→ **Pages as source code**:
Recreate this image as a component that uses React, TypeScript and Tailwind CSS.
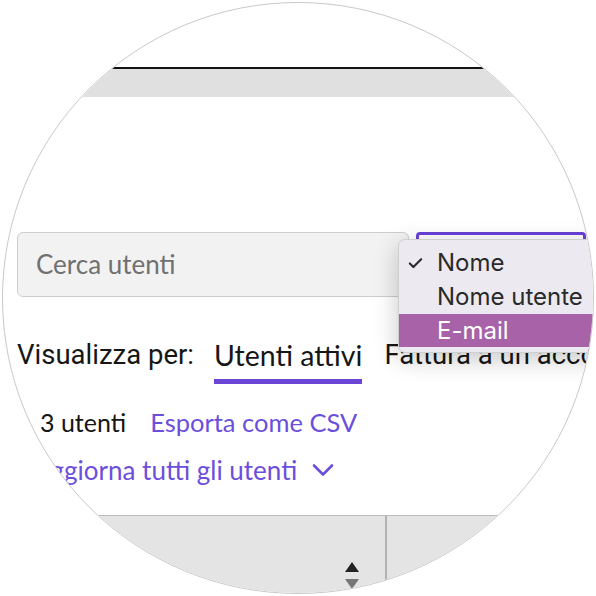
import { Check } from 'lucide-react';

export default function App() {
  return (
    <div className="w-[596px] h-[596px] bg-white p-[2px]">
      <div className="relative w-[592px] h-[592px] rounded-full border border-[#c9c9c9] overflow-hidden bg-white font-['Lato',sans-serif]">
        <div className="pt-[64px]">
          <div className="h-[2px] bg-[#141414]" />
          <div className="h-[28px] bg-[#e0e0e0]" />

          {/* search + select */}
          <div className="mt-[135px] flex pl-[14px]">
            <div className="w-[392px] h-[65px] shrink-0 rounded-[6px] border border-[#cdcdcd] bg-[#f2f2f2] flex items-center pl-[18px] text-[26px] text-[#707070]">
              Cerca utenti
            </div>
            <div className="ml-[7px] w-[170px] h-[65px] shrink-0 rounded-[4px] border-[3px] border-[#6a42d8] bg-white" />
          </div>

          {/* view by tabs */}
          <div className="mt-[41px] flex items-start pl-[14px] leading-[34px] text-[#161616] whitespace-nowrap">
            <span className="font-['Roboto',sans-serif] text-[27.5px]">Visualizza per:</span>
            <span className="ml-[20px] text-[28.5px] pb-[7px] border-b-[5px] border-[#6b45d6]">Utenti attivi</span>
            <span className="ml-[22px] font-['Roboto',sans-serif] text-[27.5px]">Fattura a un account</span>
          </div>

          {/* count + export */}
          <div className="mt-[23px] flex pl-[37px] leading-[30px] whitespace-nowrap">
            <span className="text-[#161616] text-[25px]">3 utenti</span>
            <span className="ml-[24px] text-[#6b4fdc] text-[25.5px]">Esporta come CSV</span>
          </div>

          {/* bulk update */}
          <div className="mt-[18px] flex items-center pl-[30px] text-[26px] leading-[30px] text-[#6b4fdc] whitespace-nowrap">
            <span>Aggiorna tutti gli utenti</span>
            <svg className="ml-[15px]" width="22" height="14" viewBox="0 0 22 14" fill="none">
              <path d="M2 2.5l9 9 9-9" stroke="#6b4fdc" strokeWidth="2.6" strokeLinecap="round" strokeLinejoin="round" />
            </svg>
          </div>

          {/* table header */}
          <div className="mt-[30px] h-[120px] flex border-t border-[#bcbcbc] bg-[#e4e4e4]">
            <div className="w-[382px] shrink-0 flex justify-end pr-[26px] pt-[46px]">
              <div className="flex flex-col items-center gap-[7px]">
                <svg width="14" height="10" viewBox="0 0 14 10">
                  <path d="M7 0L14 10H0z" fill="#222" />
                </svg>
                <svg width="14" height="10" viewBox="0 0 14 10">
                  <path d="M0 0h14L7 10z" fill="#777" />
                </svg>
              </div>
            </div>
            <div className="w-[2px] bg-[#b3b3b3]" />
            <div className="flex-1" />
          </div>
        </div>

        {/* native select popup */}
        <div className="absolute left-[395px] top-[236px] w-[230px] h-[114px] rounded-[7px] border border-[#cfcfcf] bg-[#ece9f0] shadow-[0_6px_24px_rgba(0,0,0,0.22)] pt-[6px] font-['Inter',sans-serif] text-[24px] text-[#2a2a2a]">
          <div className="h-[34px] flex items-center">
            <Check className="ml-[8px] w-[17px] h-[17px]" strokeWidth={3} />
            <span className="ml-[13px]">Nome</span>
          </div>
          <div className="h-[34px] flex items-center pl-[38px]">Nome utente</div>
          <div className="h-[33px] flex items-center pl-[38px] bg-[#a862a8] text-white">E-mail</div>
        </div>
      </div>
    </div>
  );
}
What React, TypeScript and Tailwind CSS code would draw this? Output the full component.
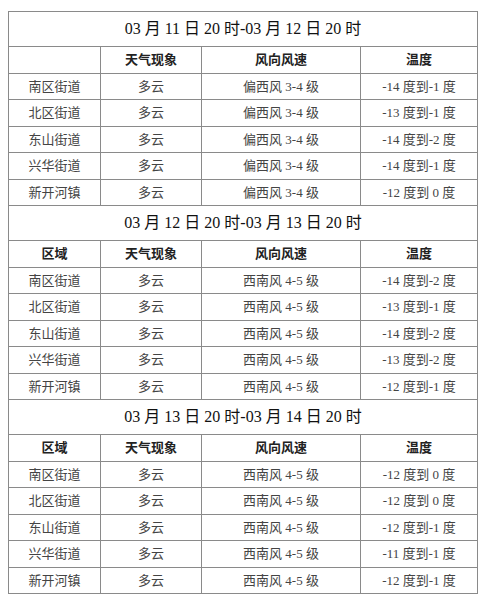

→ **Set exercise**:
From start to finish, output the listing exactly, but omit its pictures.

→ **Complete output**:
Recreate this image as a component that uses React, TypeScript and Tailwind CSS.
import { Check } from 'lucide-react';

export default function App() {
  return (
    <div className="w-[596px] h-[596px] bg-white p-[2px]">
      <div className="relative w-[592px] h-[592px] rounded-full border border-[#c9c9c9] overflow-hidden bg-white font-['Lato',sans-serif]">
        <div className="pt-[64px]">
          <div className="h-[2px] bg-[#141414]" />
          <div className="h-[28px] bg-[#e0e0e0]" />

          {/* search + select */}
          <div className="mt-[135px] flex pl-[14px]">
            <div className="w-[392px] h-[65px] shrink-0 rounded-[6px] border border-[#cdcdcd] bg-[#f2f2f2] flex items-center pl-[18px] text-[26px] text-[#707070]">
              Cerca utenti
            </div>
            <div className="ml-[7px] w-[170px] h-[65px] shrink-0 rounded-[4px] border-[3px] border-[#6a42d8] bg-white" />
          </div>

          {/* view by tabs */}
          <div className="mt-[41px] flex items-start pl-[14px] leading-[34px] text-[#161616] whitespace-nowrap">
            <span className="font-['Roboto',sans-serif] text-[27.5px]">Visualizza per:</span>
            <span className="ml-[20px] text-[28.5px] pb-[7px] border-b-[5px] border-[#6b45d6]">Utenti attivi</span>
            <span className="ml-[22px] font-['Roboto',sans-serif] text-[27.5px]">Fattura a un account</span>
          </div>

          {/* count + export */}
          <div className="mt-[23px] flex pl-[37px] leading-[30px] whitespace-nowrap">
            <span className="text-[#161616] text-[25px]">3 utenti</span>
            <span className="ml-[24px] text-[#6b4fdc] text-[25.5px]">Esporta come CSV</span>
          </div>

          {/* bulk update */}
          <div className="mt-[18px] flex items-center pl-[30px] text-[26px] leading-[30px] text-[#6b4fdc] whitespace-nowrap">
            <span>Aggiorna tutti gli utenti</span>
            <svg className="ml-[15px]" width="22" height="14" viewBox="0 0 22 14" fill="none">
              <path d="M2 2.5l9 9 9-9" stroke="#6b4fdc" strokeWidth="2.6" strokeLinecap="round" strokeLinejoin="round" />
            </svg>
          </div>

          {/* table header */}
          <div className="mt-[30px] h-[120px] flex border-t border-[#bcbcbc] bg-[#e4e4e4]">
            <div className="w-[382px] shrink-0 flex justify-end pr-[26px] pt-[46px]">
              <div className="flex flex-col items-center gap-[7px]">
                <svg width="14" height="10" viewBox="0 0 14 10">
                  <path d="M7 0L14 10H0z" fill="#222" />
                </svg>
                <svg width="14" height="10" viewBox="0 0 14 10">
                  <path d="M0 0h14L7 10z" fill="#777" />
                </svg>
              </div>
            </div>
            <div className="w-[2px] bg-[#b3b3b3]" />
            <div className="flex-1" />
          </div>
        </div>

        {/* native select popup */}
        <div className="absolute left-[395px] top-[236px] w-[230px] h-[114px] rounded-[7px] border border-[#cfcfcf] bg-[#ece9f0] shadow-[0_6px_24px_rgba(0,0,0,0.22)] pt-[6px] font-['Inter',sans-serif] text-[24px] text-[#2a2a2a]">
          <div className="h-[34px] flex items-center">
            <Check className="ml-[8px] w-[17px] h-[17px]" strokeWidth={3} />
            <span className="ml-[13px]">Nome</span>
          </div>
          <div className="h-[34px] flex items-center pl-[38px]">Nome utente</div>
          <div className="h-[33px] flex items-center pl-[38px] bg-[#a862a8] text-white">E-mail</div>
        </div>
      </div>
    </div>
  );
}
What React, TypeScript and Tailwind CSS code would draw this? Output the full component.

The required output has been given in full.